Fasen van stoffen en neerslag
Alle stoffen komen voor in drie verschillende vormen: als vaste stof, vloeistof of gas. Deze noemen we de drie fasen van materie.
Sneeuw is eigenlijk opgebouwd uit ijskristallen die allemaal een hoekige vorm hebben. Dit verklaart waarom sneeuwvlokken zo'n bijzondere structuur hebben!
Neerslag uit wolken kan verschillende vormen aannemen: regen, sneeuw, hagel, dauw, rijp en ijzel. Welke vorm je krijgt hangt af van de temperatuur in de atmosfeer.
Let op: De fase waarin een stof zich bevindt, hangt volledig af van de temperatuur en druk.
Temperatuur meten
Met een thermometer kun je de temperatuur meten. De standaard eenheid hiervoor is graden Celsius (°C).
Een vloeistofthermometer bestaat uit een reservoir (het bolletje onderaan) en een stijgbuis.
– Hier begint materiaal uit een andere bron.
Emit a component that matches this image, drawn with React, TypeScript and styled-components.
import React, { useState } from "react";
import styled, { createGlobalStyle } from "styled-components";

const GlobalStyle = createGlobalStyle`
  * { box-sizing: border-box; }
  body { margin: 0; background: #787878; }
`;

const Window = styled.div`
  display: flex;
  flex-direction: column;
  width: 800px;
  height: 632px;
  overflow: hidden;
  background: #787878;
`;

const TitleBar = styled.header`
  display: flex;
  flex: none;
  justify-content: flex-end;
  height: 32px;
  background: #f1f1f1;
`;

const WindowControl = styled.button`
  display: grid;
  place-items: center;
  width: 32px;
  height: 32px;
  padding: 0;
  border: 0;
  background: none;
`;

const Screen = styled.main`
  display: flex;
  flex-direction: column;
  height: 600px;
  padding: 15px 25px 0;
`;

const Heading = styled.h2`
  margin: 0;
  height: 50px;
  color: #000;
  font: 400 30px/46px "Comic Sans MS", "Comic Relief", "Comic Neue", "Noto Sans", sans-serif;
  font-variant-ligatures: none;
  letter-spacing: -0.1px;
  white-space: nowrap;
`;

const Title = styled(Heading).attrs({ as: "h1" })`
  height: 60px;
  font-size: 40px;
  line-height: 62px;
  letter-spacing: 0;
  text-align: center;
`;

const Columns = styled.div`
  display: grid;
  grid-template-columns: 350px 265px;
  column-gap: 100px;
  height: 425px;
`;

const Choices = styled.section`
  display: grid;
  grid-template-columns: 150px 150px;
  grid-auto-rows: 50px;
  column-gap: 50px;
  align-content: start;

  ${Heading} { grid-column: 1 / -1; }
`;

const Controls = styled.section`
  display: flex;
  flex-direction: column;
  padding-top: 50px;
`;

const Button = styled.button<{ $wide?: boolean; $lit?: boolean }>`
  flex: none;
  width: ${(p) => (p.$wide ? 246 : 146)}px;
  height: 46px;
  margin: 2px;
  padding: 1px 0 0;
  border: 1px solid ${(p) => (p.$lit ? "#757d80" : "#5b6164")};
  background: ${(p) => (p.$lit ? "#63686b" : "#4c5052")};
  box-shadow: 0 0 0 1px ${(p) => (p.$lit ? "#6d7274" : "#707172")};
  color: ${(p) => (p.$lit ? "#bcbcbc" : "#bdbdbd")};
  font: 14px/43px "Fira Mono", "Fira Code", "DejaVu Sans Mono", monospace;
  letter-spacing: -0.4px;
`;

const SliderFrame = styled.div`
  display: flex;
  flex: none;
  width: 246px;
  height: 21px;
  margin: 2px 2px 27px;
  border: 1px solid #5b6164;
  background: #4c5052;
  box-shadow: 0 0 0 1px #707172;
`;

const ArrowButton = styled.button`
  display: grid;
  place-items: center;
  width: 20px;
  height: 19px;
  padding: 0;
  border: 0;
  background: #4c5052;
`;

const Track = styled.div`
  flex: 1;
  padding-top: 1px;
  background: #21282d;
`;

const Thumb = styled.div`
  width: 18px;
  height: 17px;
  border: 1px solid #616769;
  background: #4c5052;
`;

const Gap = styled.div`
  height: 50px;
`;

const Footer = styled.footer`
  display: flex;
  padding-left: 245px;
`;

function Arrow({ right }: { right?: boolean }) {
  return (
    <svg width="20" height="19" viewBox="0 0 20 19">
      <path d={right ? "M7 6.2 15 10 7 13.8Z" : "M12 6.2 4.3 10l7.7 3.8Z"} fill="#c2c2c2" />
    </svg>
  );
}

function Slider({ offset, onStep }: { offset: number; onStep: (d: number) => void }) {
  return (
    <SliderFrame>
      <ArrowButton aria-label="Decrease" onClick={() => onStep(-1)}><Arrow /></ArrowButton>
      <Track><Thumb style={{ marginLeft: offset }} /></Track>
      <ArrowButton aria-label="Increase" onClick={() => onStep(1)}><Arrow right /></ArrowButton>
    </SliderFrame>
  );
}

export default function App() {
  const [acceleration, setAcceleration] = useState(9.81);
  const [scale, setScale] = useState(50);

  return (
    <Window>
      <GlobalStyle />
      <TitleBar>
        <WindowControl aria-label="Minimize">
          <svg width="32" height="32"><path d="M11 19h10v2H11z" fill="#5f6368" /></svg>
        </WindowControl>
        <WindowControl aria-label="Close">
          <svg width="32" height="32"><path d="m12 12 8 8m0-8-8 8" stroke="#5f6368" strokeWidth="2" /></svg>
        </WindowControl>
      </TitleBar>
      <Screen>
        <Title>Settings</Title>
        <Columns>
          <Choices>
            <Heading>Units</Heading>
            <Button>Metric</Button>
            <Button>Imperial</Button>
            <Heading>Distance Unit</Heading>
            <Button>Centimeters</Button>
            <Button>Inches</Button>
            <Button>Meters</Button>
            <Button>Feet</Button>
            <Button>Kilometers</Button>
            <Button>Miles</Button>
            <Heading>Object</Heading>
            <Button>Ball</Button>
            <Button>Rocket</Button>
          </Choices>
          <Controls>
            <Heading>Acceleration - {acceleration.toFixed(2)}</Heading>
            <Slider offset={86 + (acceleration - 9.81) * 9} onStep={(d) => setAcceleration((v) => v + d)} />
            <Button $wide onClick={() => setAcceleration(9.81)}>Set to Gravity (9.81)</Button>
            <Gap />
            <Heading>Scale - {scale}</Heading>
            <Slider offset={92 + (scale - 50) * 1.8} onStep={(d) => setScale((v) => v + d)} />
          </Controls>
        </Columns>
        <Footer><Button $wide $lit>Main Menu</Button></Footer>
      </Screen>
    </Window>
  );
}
Wanneer de temperatuur stijgt, zet de vloeistof uit en stijgt het niveau in de buis.
De Celsius-schaal is simpel te onthouden: smeltend ijs staat op 0°C en kokend water op 100°C. Het verschil tussen deze twee punten is verdeeld in 100 gelijke delen.
Het meetbereik van een thermometer is het verschil tussen de laagste en hoogste temperatuur die je ermee kunt meten.
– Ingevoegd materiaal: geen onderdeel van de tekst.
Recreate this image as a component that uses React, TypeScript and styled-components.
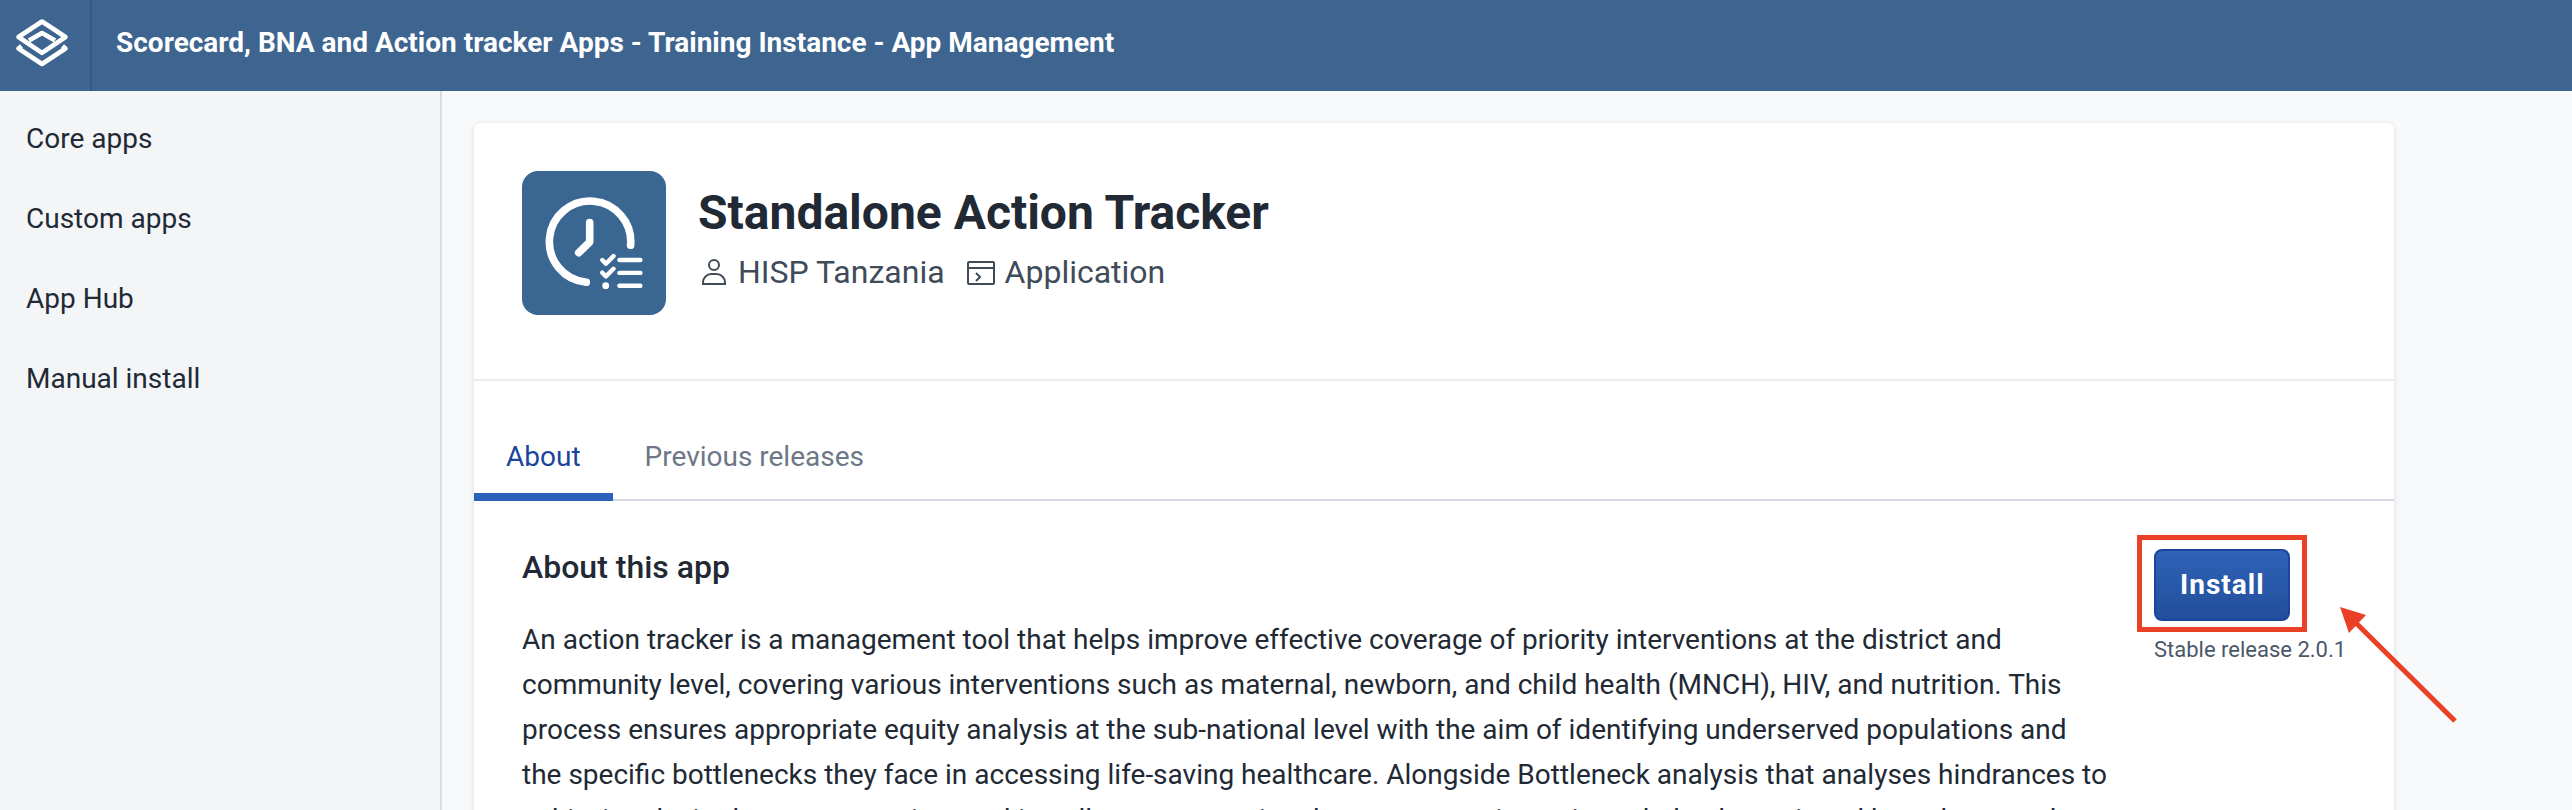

Handig: Onthoud de twee ijkpunten - 0°C voor ijs en 100°C voor kokend water!
Fase-overgangen
Bij een fase-overgang verandert een stof van de ene fase naar de andere fase. Dit gebeurt bij specifieke temperaturen die kenmerkend zijn voor elke stof.
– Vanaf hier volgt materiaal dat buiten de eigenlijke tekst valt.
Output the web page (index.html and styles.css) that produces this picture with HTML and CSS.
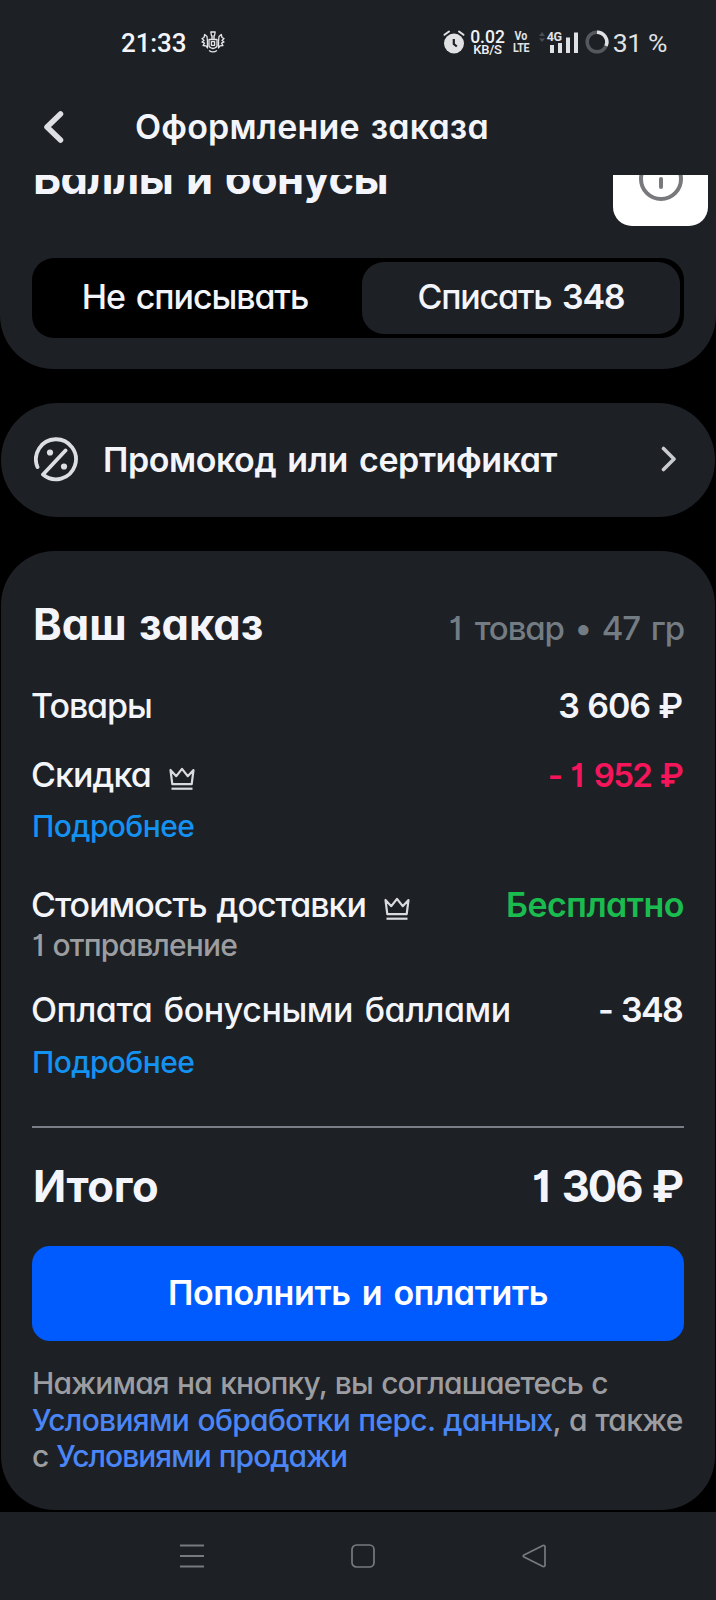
FILE: index.html
```html
<!DOCTYPE html>
<html lang="ru">
<head>
<meta charset="utf-8">
<title>Оформление заказа</title>
<link rel="stylesheet" href="styles.css">
</head>
<body>
<div class="status-bar">
  <div class="status-left">
    <span class="clock">21:33</span>
    <svg class="crest" width="24" height="22" viewBox="0 0 24 22" fill="none" stroke="#e3e5e7" stroke-width="1.3" stroke-linejoin="round"><path d="M9.800 1h4.400l-.8 4.200h-2.800zM10 6.800h4M8 8.500h8v6c0 1.500-2 2.500-4 3-2-.5-4-1.500-4-3zM10.400 10.600h3.200v3.700h-3.200zM6.400 9.500 6 5.500 3.700 3.500 3 6.500 1 7.500l2 2-2 1.500 2.500 1.200L2 14.500l3 .3L6.500 17zM17.600 9.500l.4-4 2.300-2 .7 3 2 1-2 2 2 1.500-2.500 1.200 1.500 2.300-3 .3-1.500 2.200zM8 19.500c2.500 1.800 5.500 1.800 8 0"/></svg>
  </div>
  <div class="status-right">
    <svg class="alarm" width="22" height="24" viewBox="0 0 22 24"><circle cx="11" cy="13.500" r="10" fill="#dfe1e3"/><path d="M1.500 4.800 6 1.500M20.500 4.800 16 1.500" stroke="#dfe1e3" stroke-width="2" stroke-linecap="round"/><path d="M10.800 9v5l3 2.500" fill="none" stroke="#1d2025" stroke-width="2.200"/></svg>
    <div class="speed"><span class="speed-value">0.02</span><span class="speed-unit">KB/S</span></div>
    <div class="volte"><span>Vo</span><span class="lte">LTE</span></div>
    <div class="signal">
      <svg width="40" height="24" viewBox="0 0 40 24"><path d="m1 6 3-4 3 4zM1 8.500l3 3.500 3-3.500z" fill="#4a4d51"/><path d="M12 15h4v8h-4zM20 13h4v10h-4zM28 7.500h4V23h-4zM36 2.500h4V23h-4z" fill="#dfe1e3"/></svg>
      <span class="network">4G</span>
    </div>
    <svg class="battery" width="24" height="24" viewBox="0 0 24 24" fill="none" stroke-width="3.500"><circle cx="12" cy="12" r="9.800" stroke="#55585c"/><path d="M12 2.200a9.800 9.800 0 0 1 9 13.700" stroke="#dfe1e3"/></svg>
    <span class="percent">31 %</span>
  </div>
</div>
<header class="header">
  <svg class="back" width="22" height="34" viewBox="0 0 22 34" fill="none" stroke="#dddfe2" stroke-width="5.500" stroke-linecap="round" stroke-linejoin="round"><path d="M18.500 4 5 17l13.500 13"/></svg>
  <h1 class="page-title">Оформление заказа</h1>
</header>
<main class="content">
  <section class="card bonus">
    <div class="bonus-head">
      <h2 class="heading bonus-title">Баллы и бонусы</h2>
      <div class="info"><svg width="44" height="44" viewBox="0 0 44 44" fill="none" stroke="#77797c" stroke-width="4" stroke-linecap="round"><circle cx="22" cy="22" r="20"/><path d="M22 22v8M22 13v1"/></svg></div>
    </div>
    <div class="segmented">
      <div class="segment"><span class="seg-off">Не списывать</span></div>
      <div class="segment active"><span class="seg-on">Списать <b>348</b></span></div>
    </div>
  </section>
  <section class="card promo">
    <svg class="promo-icon" width="46" height="46" viewBox="0 0 46 46" fill="none" stroke="#dcdee3" stroke-width="3.800" stroke-linecap="round" stroke-linejoin="round"><path d="M3.500 30A20 20 0 1 1 9 37.500L31.500 13.500"/><g fill="#dcdee3" stroke="none"><circle cx="16" cy="15.500" r="3.100"/><circle cx="30" cy="29.500" r="3.100"/></g></svg>
    <span class="promo-text">Промокод или сертификат</span>
    <svg class="chevron" width="16" height="26" viewBox="0 0 16 26" fill="none" stroke="#c9cbcf" stroke-width="3.600" stroke-linecap="round" stroke-linejoin="round"><path d="m2.500 2.500 10.500 10.500-10.500 10.500"/></svg>
  </section>
  <section class="card order">
    <div class="row order-head"><h2 class="heading order-title">Ваш заказ</h2><span class="summary"><span class="one">1</span> товар • 47 гр</span></div>
    <div class="row goods"><span class="goods-label">Товары</span><b class="goods-sum">3 606 ₽</b></div>
    <div class="row discount"><span class="label"><span class="discount-label">Скидка</span><svg class="crown" width="26" height="24" viewBox="0 0 26 24" fill="none" stroke="#d9dbdf" stroke-width="2.200"><path d="m1.500 3 1.800 14.200h19.400L24.500 3l-5.800 6.200L13 1.800 7.300 9.200z" stroke-linejoin="round"/><path d="M2.500 21.700h21"/></svg></span><b class="discount-sum">- <span class="one">1</span> 952 ₽</b></div>
    <a class="more first">Подробнее</a>
    <div class="row delivery"><span class="label"><span class="delivery-label">Стоимость доставки</span><svg class="crown" width="26" height="24" viewBox="0 0 26 24" fill="none" stroke="#d9dbdf" stroke-width="2.200"><path d="m1.500 3 1.800 14.200h19.400L24.500 3l-5.800 6.200L13 1.800 7.300 9.200z" stroke-linejoin="round"/><path d="M2.500 21.700h21"/></svg></span><b class="free">Бесплатно</b></div>
    <div class="note">1 отправление</div>
    <div class="row points"><span class="points-label">Оплата бонусными баллами</span><b class="points-sum">- 348</b></div>
    <a class="more second">Подробнее</a>
    <hr class="divider">
    <div class="row total"><span class="heading total-label">Итого</span><span class="heading total-sum"><span class="one">1</span> 306 ₽</span></div>
    <button class="pay">Пополнить и оплатить</button>
    <p class="legal"><span class="line-1">Нажимая на кнопку, вы соглашаетесь с</span><br><span class="line-2"><a>Условиями обработки перс. данных</a>, а также</span><br><span class="line-3">с <a>Условиями продажи</a></span></p>
  </section>
</main>
<nav class="nav">
  <svg width="24" height="24" viewBox="0 0 24 24" stroke="#777a7e" stroke-width="1.800"><path d="M0 1.500h24M0 12h24M0 22.500h24"/></svg>
  <svg width="24" height="24" viewBox="0 0 24 24" fill="none" stroke="#777a7e" stroke-width="1.700"><rect x="1" y="1" width="22" height="22" rx="4.500"/></svg>
  <svg width="24" height="24" viewBox="0 0 24 24" fill="none" stroke="#777a7e" stroke-width="1.700" stroke-linejoin="round"><path d="M21 1.500 2 11q-1.500 1 0 2l19 9.500q2 .5 2-1.500V3q0-2-2-1.500z"/></svg>
</nav>
</body>
</html>
```
FILE: styles.css
```css
* { box-sizing: border-box; }
body {
  margin: 0;
  width: 716px;
  height: 1600px;
  overflow: hidden;
  background: #000;
  color: #f3f5fb;
  font-family: Inter, "Noto Sans", sans-serif;
  font-size: 34px;
  font-weight: 450;
  font-feature-settings: "cv11", "cv01";
}
h1, h2, p { margin: 0; font-size: inherit; font-weight: inherit; }
svg { display: block; flex: none; }
b { font-weight: 600; }
span, a, b, h1, h2 { white-space: nowrap; }
.one { margin: 0 3px 0 -2px; }

/* System status bar */
.status-bar {
  height: 78px;
  padding: 8px 49px 0 121px;
  display: flex;
  align-items: center;
  justify-content: space-between;
  background: #1d2025;
  font-family: Roboto, sans-serif;
  font-weight: 400;
  font-feature-settings: normal;
}
.status-left, .status-right { display: flex; align-items: center; }
.clock { font-size: 26px; font-weight: 500; letter-spacing: -0.1px; }
.crest { margin: -2px 0 0 15px; }
.status-right { color: #e0e2e4; }
.alarm { margin: -2px 0 0 1px; }
.speed { display: flex; flex-direction: column; align-items: center; margin-left: 5px; font-weight: 500; color: #f0f1f3; }
.speed-value { font-size: 17.5px; line-height: 14px; }
.speed-unit { font-size: 13px; line-height: 12px; letter-spacing: -0.2px; }
.volte { display: flex; flex-direction: column; align-items: center; width: 16px; margin: -2px 0 0 8px; font-size: 13px; font-weight: 700; line-height: 12px; transform: scaleX(0.82); }
.lte { letter-spacing: -0.5px; }
.signal { position: relative; margin: -2px 0 0 9px; }
.network { position: absolute; left: 9px; top: 0; font-size: 12.5px; font-weight: 700; line-height: 13px; letter-spacing: -0.5px; }
.battery { margin: -2px 0 0 7px; }
.percent { margin: -2px 0 0 4px; font-size: 26.5px; letter-spacing: -0.4px; }

/* Page header */
.header { height: 97px; padding-left: 42px; display: flex; align-items: center; background: #1d2025; }
.page-title { margin-left: 71px; font-weight: 600; letter-spacing: 0.2px; word-spacing: 2px; }

/* Scrolled cards */
.content { height: 1337px; overflow: hidden; display: flex; flex-direction: column; gap: 34px; }
.card { background: #1d2025; border-radius: 54px; margin: 0 1px; padding: 0 31px; flex: none; }
.heading { font-size: 43.5px; font-weight: 750; line-height: 50px; }

.bonus { height: 194px; border-radius: 0 0 54px 54px; margin: 0; padding: 0 32px; }
.bonus-head { display: flex; justify-content: space-between; align-items: flex-start; margin: -44px -24px 32px 0; }
.bonus-title { margin: 22px 0 0 1px; letter-spacing: -0.6px; word-spacing: 3px; }
.info { width: 95px; height: 95px; border-radius: 19px; background: #fff; display: grid; place-items: center; }
.segmented { display: grid; grid-template-columns: 1fr 1fr; gap: 8px; height: 80px; padding: 4px; border-radius: 22px; background: #000; }
.segment { display: flex; align-items: center; justify-content: center; padding-bottom: 3px; border-radius: 22px; }
.segment.active { background: #1d2025; }
.seg-off { letter-spacing: -1.1px; word-spacing: 3px; }
.seg-on { letter-spacing: -1.25px; word-spacing: 3px; }

.promo { height: 114px; border-radius: 57px; display: flex; align-items: center; }
.promo-icon { margin-left: 2px; }
.promo-text { margin: -2px 0 0 23px; font-weight: 600; letter-spacing: -0.43px; word-spacing: 3px; }
.chevron { margin: 0 7px 2px auto; }

.order { height: 959px; padding-top: 48px; }
.row { display: flex; justify-content: space-between; align-items: baseline; line-height: 44px; }
.label { display: flex; align-items: center; margin-left: -1px; }
.label .crown { margin: 7px 0 0 18px; }
.order-title { margin-left: 1px; letter-spacing: 0; word-spacing: 2px; }
.summary { font-size: 33px; color: #747c83; letter-spacing: -1.1px; word-spacing: 3px; }
.goods { margin-top: 34px; }
.goods-label { margin-left: -1px; letter-spacing: -1.1px; }
.goods-sum { margin-right: 2px; letter-spacing: -1.1px; word-spacing: 1px; }
.discount { margin-top: 25px; }
.discount-label { letter-spacing: -0.9px; }
.discount-sum { margin-right: 2px; font-size: 33px; color: #f5155a; letter-spacing: -1.7px; word-spacing: 2px; }
.discount-sum .one { margin-left: 0; }
.more { display: block; font-size: 30px; line-height: 36px; letter-spacing: -0.6px; color: #1492f2; }
.more.first { margin-top: 11px; }
.more.second { margin-top: 12px; }
.delivery { margin-top: 39px; }
.delivery-label { letter-spacing: -1px; word-spacing: 2px; }
.free { color: #1abc50; letter-spacing: -0.5px; }
.note { font-size: 30px; line-height: 36px; color: #9c9da0; letter-spacing: -0.85px; word-spacing: 2px; }
.points { margin-top: 25px; }
.points-label { margin-left: -1px; letter-spacing: -0.45px; word-spacing: 3px; }
.points-sum { margin-right: 2px; letter-spacing: -1.7px; word-spacing: 2px; }
.divider { height: 2px; margin: 46px 0 33px; border: 0; background: #7b7d87; }
.total-label { margin-left: 1px; letter-spacing: -0.3px; }
.total-sum { margin-right: 2px; letter-spacing: -2px; word-spacing: 2px; }
.pay {
  display: flex;
  align-items: center;
  justify-content: center;
  width: 100%;
  height: 95px;
  margin: 35px 0 24px;
  padding: 0 0 3px;
  border: 0;
  border-radius: 18px;
  background: #005bff;
  color: #fff;
  font: inherit;
  font-feature-settings: inherit;
  font-weight: 600;
  letter-spacing: -0.37px;
  word-spacing: 3px;
}
.legal { font-size: 30px; line-height: 36.5px; color: #9c9da0; white-space: nowrap; word-spacing: 1px; }
.legal a { color: #4a86f5; }
.line-1 { letter-spacing: -0.83px; }
.line-2 { letter-spacing: -0.69px; }
.line-3 { letter-spacing: -1px; }

/* System navigation */
.nav { height: 88px; padding-left: 180px; display: flex; align-items: center; gap: 147px; background: #1d2025; }
```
Deze overgangen zijn omkeerbaar - water kan bevriezen tot ijs, maar ijs kan ook weer smelten tot water.
Belangrijk: Fase-overgangen vinden plaats bij constante temperaturen!
Smelt- en kookpunten
Wanneer je een vloeistof verhit, stijgt de temperatuur tot het kookpunt. Op dat moment kan de temperatuur niet verder stijgen - alle extra warmte gaat naar het verdampen van de vloeistof.
Hetzelfde geldt voor een vaste stof: bij het smeltpunt blijft de temperatuur constant terwijl de stof van vast naar vloeibaar gaat.
Bij water noemen we het smeltpunt ook wel het vriespunt (0°C). Dit vriespunt kun je verlagen door er geschikte stoffen bij te doen, zoals zout of antivries.
Praktisch: Daarom strooit men zout op de wegen in de winter - het verlaagt het vriespunt van water!